There are papist priests and prelates, who claimed to be Christ's ambassadors, yet
employed the rack, the dungeon, and the stake to control the consciences of His people.
There are the proud pontiffs who exalted themselves above God and presumed to change the
law of the Most High. Those pretended fathers of the church have an account to render to
God from which they would fain be excused. Too late they are made to see that the
Omniscient One is jealous of His law and that He will in no wise clear the guilty. They
learn now that Christ identifies His interest with that of His suffering people; and they
feel the force of His own words: "Inasmuch as ye have done it unto one of the least
of these My brethren, ye have done it unto Me." Matthew 25:40.

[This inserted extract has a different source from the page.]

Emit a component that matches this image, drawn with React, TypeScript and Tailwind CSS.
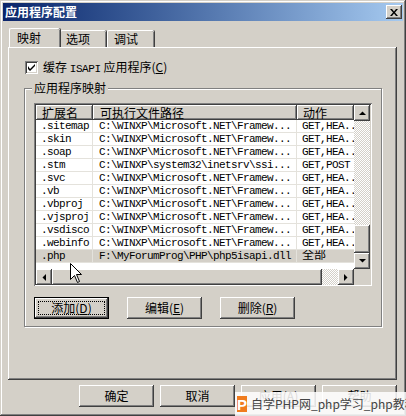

The whole wicked world stand arraigned at the bar of God on the charge of high treason
against the government of heaven. They have none to plead their cause; they are without
excuse; and the sentence of eternal death is pronounced against them.
It is now evident to all that the wages of sin is not noble independence and eternal life,
but slavery, ruin, and death. The wicked see what they have forfeited by their life of
rebellion. The far more exceeding and eternal weight of glory was despised when offered
them; but how desirable it now appears. "All this," cries the lost soul, "I
might have had; but I chose to put these things far from me. Oh, strange infatuation! I
have exchanged peace, happiness, and honor for wretchedness, infamy, and despair."
All see that their exclusion from heaven is just. By their lives they have declared:
"We will not have this Man [Jesus] to reign over us."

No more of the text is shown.